I went from a 4:10 Rear Gear to a 3:42 and have Basicaly Stock 15''Tires 31"height .X10.25 wide,
But have Not Swaped the SpeedOdometer And It is Off By a Lot

I was Wondering if the ,,,(VSS),, Vehicle Speed Sensor,,
Compensates for Any Timing and Fuel Adjustment's,,

AS They were using my Speedometer to run the Test or were they using
the Dyno's Rolers to Measure the Road Speed???

I have Not Made a Correction,,
as My future Tire Diameter Height May Change To a Taller Tire,,,
Mike
 
VSS missing/not in use will PROBABLY hurt emissions at times that they let off the throttle, etc., but I don't *think* it has any bearing on the parameters at cruise (for TBI) except EGR and probably AIR/EVAP.

But I'm not sure if the dyno machines are reading when they let off the throttle as well.

WOT would help little, if any, for the ECM "learn" function, as WOT has nothing to do with mixture learn.
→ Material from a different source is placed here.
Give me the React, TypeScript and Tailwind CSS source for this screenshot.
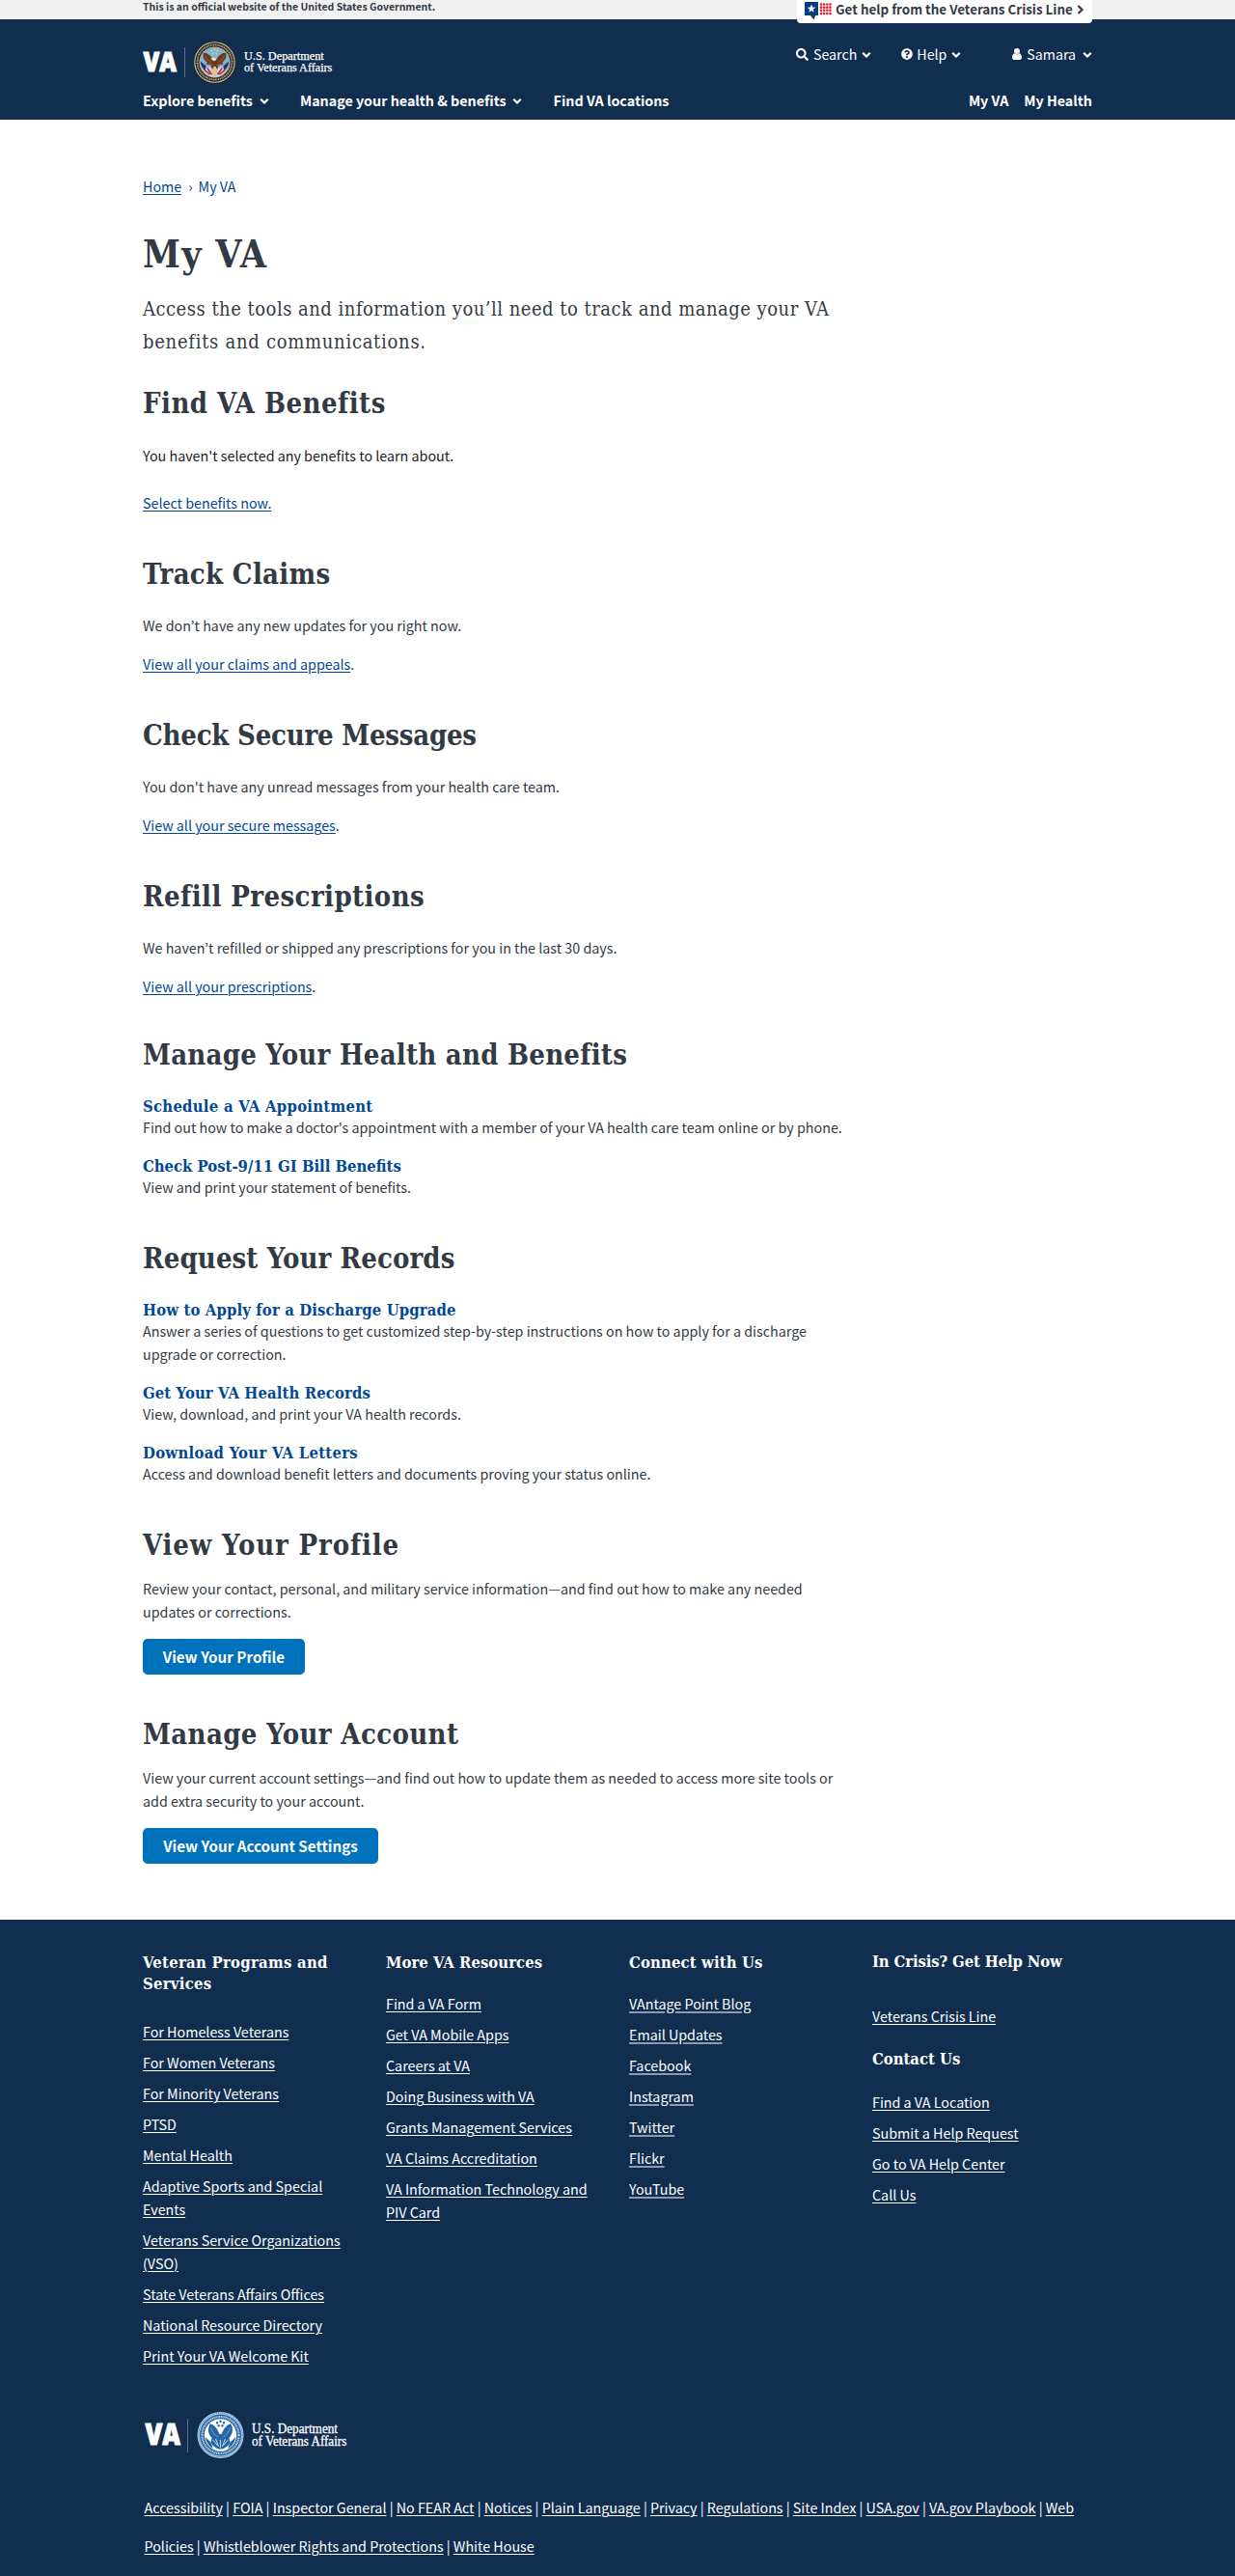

WOT is "fixed" in the PROM, so cruise/around town is where all your learning happens.
 
Dorian ; Thanks For the Opinon,,
I Appreciate the Help,,
As Some of you all have Some simular experiances,,,

XCali5X Keep us Informed,,

On other Thing's I have Tried,,,
At the Sugestion of the Tester Technician;
Was Retarding Base Timing,,a Few Degree From Zero,,First Test Failure
Replaced EGR, Intake Temp Sender,,

And Advancing Base Timing from Zero 6 degrees
(With the Control Wire Disconected Of Course!!! 2nd test
Filters Oil Gas,Air ,CHanged Plugs N' Wire's and Hose,,
Air Filter was Really Suspect and was Not Clean at all

Then Last Test Failure in June09;3rd Test,,
he Told Me To bring it Back to Zero (Factory Stock)
as It had Improved And Almost passed;
EEEOW!!!:haha::haha::haha:
>>>After
Intake Manifold Temp Sensor
New Wire's, Plug's And Oil N' Filter Change,,Fuel Filter,,
Air Cleaner Cartridge,,,, Replace A Suspect Vacumn Hose,,
Air Snorkle Door, Pre Heat Hose,,
And Still not Getting a Code Light,,lol,
Mike
 
I drove it about 20 miles Saturday, and now it has Death Wobble! I put 1 turn in on the toe (about 1/8") on friday, It drove fine on surface streets for 15 miles of 0-40 stop and go, then at about 30MPH I **** my pants and thought a wheel was going to come off! Eekk. it didn't stop until I got down to about 10 MPH. I tried to get it to do it again, but just barely got it to make a little squirm. I will take that one turn BACK OUT tomorrow!

Now that I have some driving cycle mileage on it, I will put it back on the rollers. Failing that I will check the TB gasket (and intake bolts if they are as tight as the rest of the truck) carb cleaner netted me NO idle change.

My snorkel flap is shut when its warm. It moves freely but will not open. I left it this way since my NOx was way low I could afford the heat to help with HC's.
 
You may be starving the engine of air, thus rich. The THERMAC doesn't look to me like it flows anywhere near what the snorkle does.
 
Good call, I didn't even think of that. That would make huge sense. It was fine at idle where the pre heat tube would be sufficient, but under load, at a higher RPM, thats where my issue is and the pre heat tube would be a huge restriction. I will flip the air cleaner lid over and try it again tomorrow. Thanks!
 
Also, IIRC, TBI does not have a inlet air temp sensor. If you are getting much warmer (less dense) air, that will also make you run rich.
 
Well, Its not the THERMAC flap, I flipped the air cleaner over and the numbers are the same. HC's are around 740PPM under load. At idle they are fine. My NOX is really low (probably due to the rich condition).

I pinched off the air injection line to the manifold, I am getting a slight air leak past the valve it seems when the truck is hot. IIRC I'm not supposed to have ANY air coming into the exhaust when warm. This would cause it to go rich, then it would adapt, lean out then start to richen up again and I would end up back at square one.

The NEW EGR valve has a fitting on it that was loose causing a vacuum leak, fixed that.

Double checked the timing. 17 degrees warm WITH the wire hooked up at idle, 1 degree with it unhooked.

I'm going to test the new O2 Sensor with a propane enrichment and capture the voltage swine on an Oscilloscope. Since it is running RICHER after I replaced it AND sealed the exhaust manifold, I think I may have an issue there.

Which brings me to the tires. I have 36" Swampers with 4:10's, I'm wondering If I can get a close to OE tire size this will help with not only RPM but load since its speed dependent.